The people empowered me, the people chose me, through a free and fair election.Legitimacy is the only way to protect our country and prevent bloodshed, to move to a new phase,... Legitimacy is the only thing that guarantees for all of us that there will not be any fighting and conflict, that there will not be bloodshed.If the price of protecting legitimacy is my blood, I'm willing to pay it,... And it would be a cheap price for the sake of protecting this country.

The speech was immediately denounced by opposition activists.

===3 July: Reaching deadline===
Before the deadline passed, Tahrir Square was still filling up with anti-Morsi demonstrators with the central square partially full while surrounding streets were still relatively empty. It started to crowd however, and when the 48-hour period ended, Tahrir was completely packed with hundreds of thousands of protesters who were awaiting a statement by General el-Sisi. Protesters closed the gates of Tahrir's iconic Mogamma building in the southern part of the square for the second time since Monday, two days before, but reopened it on Tuesday. Hundreds of demonstrators carried a coffin representing President Mohamed Morsi in a symbolic funeral which roamed around Tahrir Square as three lambs were slaughtered representing Mohamed Morsi, Muslim Brotherhood Supreme Guide Mohamed Badie and Brotherhood deputy leader Khairat el-Shater, referring to "sheep", a derogatory term popular among Brotherhood opponents used to describe followers of the group in Egypt. The atmosphere was generally celebratory as the thousands of demonstrators were waving national flags and chanting against Morsi. Hundreds of women holding hands were chanting "Morsi, get out!", while they were encircled by a human shield that was viewed as necessary to curb the number of sexual assaults that were reported in Tahrir and its surroundings since the uprising began on 30 June. Anti-sexual violence groups such as Tahrir Bodyguard and Operation Anti Sexual Harassment wore recognizable neon yellow vests and helmets and were monitoring the scene. The vicinity of Ittihadiya Palace was almost full with people protesting against Morsi, as the band Cairokee attended the demonstrations for a second time since Monday's demonstrations in the Heliopolis suburb of Cairo and performed in front of hundreds of thousands of protesters cheering them, with lyrics such as "we are the people… and our path is right" and "you say 'justice', and they call you a betrayer". Several miles away from the presidential palace, anti-Morsi demonstrators started to congregate outside the ministry of defense building and were chanting patriotically. The group of pro-military protesters was building up until the much waited announcement and they had been holding a sit-in in the location for twelve days. 93 diplomats, some based in the foreign affairs ministry declared a strike as an objection to the "failure of the president to meet the people's demands."
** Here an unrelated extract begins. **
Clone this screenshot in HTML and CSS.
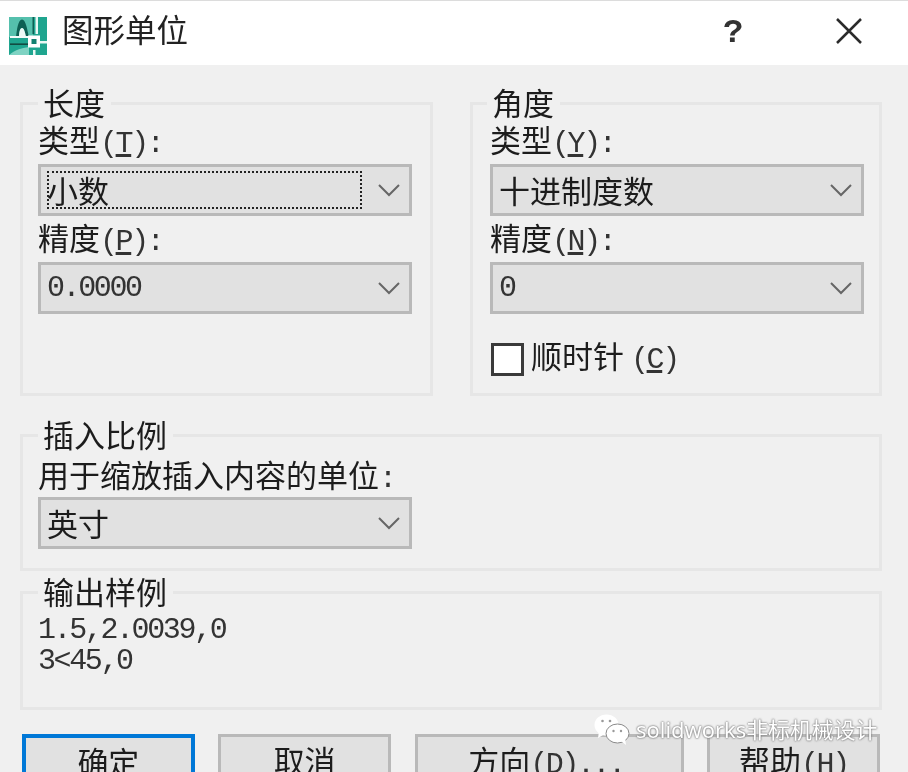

Alexandria's streets witnessed protests in masses with anti-Morsi rallies marching along its main streets, including the seafront. Several thousands kept flocking into Sidi Gaber's station square, its surroundings and the Al Qa'ed Ibrahim Mosque in the city center, two typical rally points for anti-government demonstrations in the city. There were also tens of thousands of Morsi opponents who were stationed in the Sidi Bishr district's Mahatta Square calling for the fall of the regime. Clashes, however, took place in the neighborhood when Morsi supporters scuffled with the residents, leaving five injured. There were violent clashes that erupted in other parts of the city when a rally by estimated hundreds of Morsi's Islamist supporters, who were chanting "The people want to apply the law of God!", was intercepted by residents of the Agami district who tried to obstruct the march in objection to the demonstration's slogans. The confrontation left nearly seventeen injured and later required police intervention, the latter using teargas to disperse the fighting. There were hundreds of thousands rallying in Mansoura's Thawra Square, who significantly increased after el-Sisi's statement later that night. Protesters in the city continued to blockade a number of state institutions for a fourth consecutive day of their civil disobedience campaign. "The people already brought down the regime," protesters chanted, as well as "Mansoura will turn you back into a banned group". Damietta saw 10,000 protesters gathering in Al-Bosta Square since Sunday. In different acts of civil disobedience across the country, Kafr el-Sheikh saw protesters still besieging the governorate headquarters and announced their intention to keep doing so until Morsi and his Brotherhood-appointed governor resign. In Tanta, members of youth protest groups shut the gate to the Gharbiya governorate offices with metal chains, preventing employees from entering the building. In Menoufia, demonstrators blocked one of the city's main roads. In Sharqia, Morsi's hometown, crowds of protesters gathered outside the president's residence there, chanting anti-regime slogans, stating that they will start an open-ended sit-in until their demands are met, threatening to bring the whole city to a halt. Port Said witnessed protesters shutting down the Investment Authority compound.

==Coup d'état==

On 3 July 2013, General el-Sisi led a coalition to remove Morsi from power and suspended the constitution. The move came after the military claimed their ultimatum for the government to "resolve its differences" with opponents was ignored. The military arrested Morsi and Muslim Brotherhood leaders, and declared Chief Justice of the Supreme Constitutional Court Adly Mansour as the interim president of Egypt. The announcement was followed by demonstrations and clashes between supporters and opponents of the move throughout Egypt. The military's action was supported by the Grand Sheikh of Al Azhar Ahmed el-Tayeb, the Coptic Orthodox Pope Tawadros II and opposition leader Mohamed ElBaradei.

==Characteristics==

===Anti-American sentiment===
Since Mohamed Morsi's inauguration in June 2012, a sense of anti-Americanism grew stronger within a large portion of the Egyptian society that opposed Morsi and the Muslim Brotherhood. Anne W. Patterson, the US Ambassador in Egypt, was singled out during the events as the one to blame for allegedly conspiring to bring Morsi to power and for holding deals with senior Brotherhood officials. Patterson previously said that the White House supported Mohamed Morsi. "Some say that street action will produce better results than elections. To be honest, my government and I are deeply skeptical," she said. A number of prominent activists such as George Ishaq called her "an evil lady who is creating divisions" while Hassan Shahin, a co-founder of Tamarod, said that "America and the Brotherhood have united to bring down the Egyptian people". Morsi's opponents made a symbol out of her in the streets, reflecting their anger at what they believe to be the American government's meddlesome role in the country's affairs.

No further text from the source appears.